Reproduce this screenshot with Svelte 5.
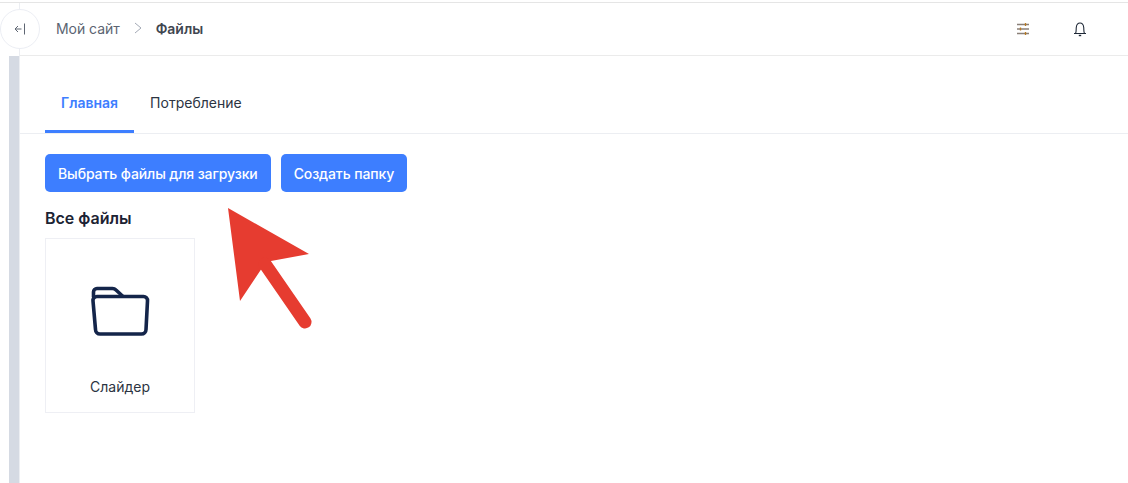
<script>
	const tabs = [
		{ title: 'Главная', active: true },
		{ title: 'Потребление', active: false }
	];
</script>

<div class="page">
	<aside class="rail">
		<div class="rail-top"></div>
		<div class="rail-bar"></div>
		<button class="collapse" aria-label="Свернуть">
			<svg width="12" height="12" viewBox="0 0 12 12" fill="none" stroke="#5f6673" stroke-width="1">
				<path d="M4 3 1 6 4 9M1 6H7.500" />
				<path d="M10.500 .5v11" />
			</svg>
		</button>
	</aside>

	<div class="main">
		<header class="topbar">
			<nav class="crumbs">
				<span>Мой сайт</span>
				<svg width="8" height="12" viewBox="0 0 8 12" fill="none" stroke="#a3a9b5" stroke-width="1">
					<path d="M1 1l6 5-6 5" />
				</svg>
				<b>Файлы</b>
			</nav>
			<div class="actions">
				<svg width="14" height="14" viewBox="0 0 14 14" fill="none" stroke="#8a8078" stroke-width="1.300">
					<path d="M1 2.500h12M1 7h12M1 11.500h12" />
					<path d="M9.500 1v3M4.500 5.500v3M9.500 10v3" stroke="#b9791f" />
				</svg>
				<svg width="14" height="16" viewBox="0 0 14 16" fill="none" stroke="#1f2937" stroke-width="1.100">
					<path d="M1 12.500h12M2.500 12.500C3.500 10.500 3 8.500 3.300 6.200 3.600 3.500 5 2 7 2s3.400 1.500 3.700 4.200c.3 2.300-.2 4.300.8 6.300" />
					<path d="M5.800 14.500h2.400" stroke-width="1.400" />
				</svg>
			</div>
		</header>

		<section class="content">
			<div class="tabs">
				{#each tabs as tab}
					<div class="tab" class:active={tab.active}>{tab.title}</div>
				{/each}
			</div>

			<div class="buttons">
				<button class="primary">Выбрать файлы для загрузки</button>
				<button class="primary">Создать папку</button>
			</div>

			<h2>Все файлы</h2>

			<div class="card">
				<svg width="60" height="52" viewBox="0 0 60 52" fill="none" stroke="#14254a" stroke-width="3.600" stroke-linejoin="round" stroke-linecap="round">
					<path d="M3.500 11V6a3.500 3.500 0 0 1 3.500-3.500H22.500c1.500 0 2.500.5 3.500 1.500L32.500 10" />
					<path d="M7 10.500H53.500a4 4 0 0 1 4 4.300L56 43.500a4.500 4.500 0 0 1-4.500 4.500H10a4.500 4.500 0 0 1-4.500-4.500L3 14.800a4 4 0 0 1 4-4.300Z" />
				</svg>
				<span>Слайдер</span>
			</div>
		</section>
	</div>

	<svg class="arrow" width="100" height="135" viewBox="0 0 100 135">
		<path d="M8 8 89 54 51 61 42 68 20 101Z" fill="#e63c30" />
		<path d="M45 64 85 122" stroke="#e63c30" stroke-width="13" stroke-linecap="round" fill="none" />
	</svg>
</div>

<style>
	:global(body) {
		background: #fff;
		font-family: Inter, 'Noto Sans', sans-serif;
	}
	.page {
		position: relative;
		display: flex;
		height: 481px;
		overflow: hidden;
		border-top: 1px solid #e5e5e5;
		margin-top: 2px;
		box-sizing: border-box;
	}
	.rail {
		position: relative;
		flex: none;
		width: 20px;
		display: flex;
		flex-direction: column;
		box-sizing: border-box;
		border-right: 1px solid #eceef2;
	}
	.rail-top {
		height: 53px;
		flex: none;
	}
	.rail-bar {
		flex: 1;
		width: 10px;
		margin-left: 9px;
		background: #d5dae3;
	}
	.collapse {
		position: absolute;
		left: 0;
		top: 6px;
		width: 40px;
		height: 40px;
		padding: 0;
		display: flex;
		align-items: center;
		justify-content: center;
		border: 1px solid #eceef4;
		border-radius: 50%;
		background: #fff;
		z-index: 1;
	}
	.main {
		flex: 1;
		min-width: 0;
	}
	.topbar {
		height: 53px;
		box-sizing: border-box;
		display: flex;
		align-items: center;
		justify-content: space-between;
		border-bottom: 1px solid #ebebeb;
		padding-left: 36px;
		padding-right: 41px;
	}
	.crumbs {
		display: flex;
		align-items: center;
		gap: 14px;
		font-size: 14px;
		letter-spacing: -0.04px;
		color: #5b6472;
		position: relative;
		top: -1px;
	}
	.crumbs b {
		font-weight: 600;
		color: #3f4650;
	}
	.actions {
		display: flex;
		align-items: center;
		gap: 43px;
	}
	.content {
		padding-top: 25px;
	}
	.tabs {
		display: flex;
		height: 52px;
		padding-left: 25px;
		border-bottom: 1px solid #eceef2;
	}
	.tab {
		padding: 13px 16px 0;
		font-size: 14px;
		font-weight: 400;
		color: #2c3442;
		box-sizing: border-box;
		height: 52px;
	}
	.tab.active {
		color: #3d7eff;
		font-weight: 600;
		border-bottom: 3px solid #3d7eff;
	}
	.buttons {
		display: flex;
		gap: 10px;
		margin: 20px 0 0 25px;
	}
	.primary {
		height: 38px;
		padding: 0 13px;
		border: none;
		border-radius: 5px;
		background: #3d7eff;
		color: #fff;
		font-family: inherit;
		font-size: 14px;
		font-weight: 500;
		letter-spacing: -0.1px;
	}
	h2 {
		margin: 16px 0 0 25px;
		font-size: 16px;
		line-height: 20px;
		font-weight: 600;
		color: #1c2333;
	}
	.card {
		margin: 10px 0 0 25px;
		width: 150px;
		height: 175px;
		box-sizing: border-box;
		border: 1px solid #eeeff4;
		display: flex;
		flex-direction: column;
		align-items: center;
		padding-top: 47px;
		font-size: 14px;
		color: #2c3442;
	}
	.card span {
		margin-top: 40px;
	}
	.arrow {
		position: absolute;
		left: 220px;
		top: 197px;
	}
</style>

### WHAT IS EXPECTED:
Leave out the pictures and repeat the lines from the start of the material through the line with "<h2>Все файлы</h2>", inclusive.

### RESPONSE FOR THIS EXERCISE:
Reproduce this screenshot with Svelte 5.
<script>
	const tabs = [
		{ title: 'Главная', active: true },
		{ title: 'Потребление', active: false }
	];
</script>

<div class="page">
	<aside class="rail">
		<div class="rail-top"></div>
		<div class="rail-bar"></div>
		<button class="collapse" aria-label="Свернуть">
			<svg width="12" height="12" viewBox="0 0 12 12" fill="none" stroke="#5f6673" stroke-width="1">
				<path d="M4 3 1 6 4 9M1 6H7.500" />
				<path d="M10.500 .5v11" />
			</svg>
		</button>
	</aside>

	<div class="main">
		<header class="topbar">
			<nav class="crumbs">
				<span>Мой сайт</span>
				<svg width="8" height="12" viewBox="0 0 8 12" fill="none" stroke="#a3a9b5" stroke-width="1">
					<path d="M1 1l6 5-6 5" />
				</svg>
				<b>Файлы</b>
			</nav>
			<div class="actions">
				<svg width="14" height="14" viewBox="0 0 14 14" fill="none" stroke="#8a8078" stroke-width="1.300">
					<path d="M1 2.500h12M1 7h12M1 11.500h12" />
					<path d="M9.500 1v3M4.500 5.500v3M9.500 10v3" stroke="#b9791f" />
				</svg>
				<svg width="14" height="16" viewBox="0 0 14 16" fill="none" stroke="#1f2937" stroke-width="1.100">
					<path d="M1 12.500h12M2.500 12.500C3.500 10.500 3 8.500 3.300 6.200 3.600 3.500 5 2 7 2s3.400 1.500 3.700 4.200c.3 2.300-.2 4.300.8 6.300" />
					<path d="M5.800 14.500h2.400" stroke-width="1.400" />
				</svg>
			</div>
		</header>

		<section class="content">
			<div class="tabs">
				{#each tabs as tab}
					<div class="tab" class:active={tab.active}>{tab.title}</div>
				{/each}
			</div>

			<div class="buttons">
				<button class="primary">Выбрать файлы для загрузки</button>
				<button class="primary">Создать папку</button>
			</div>

			<h2>Все файлы</h2>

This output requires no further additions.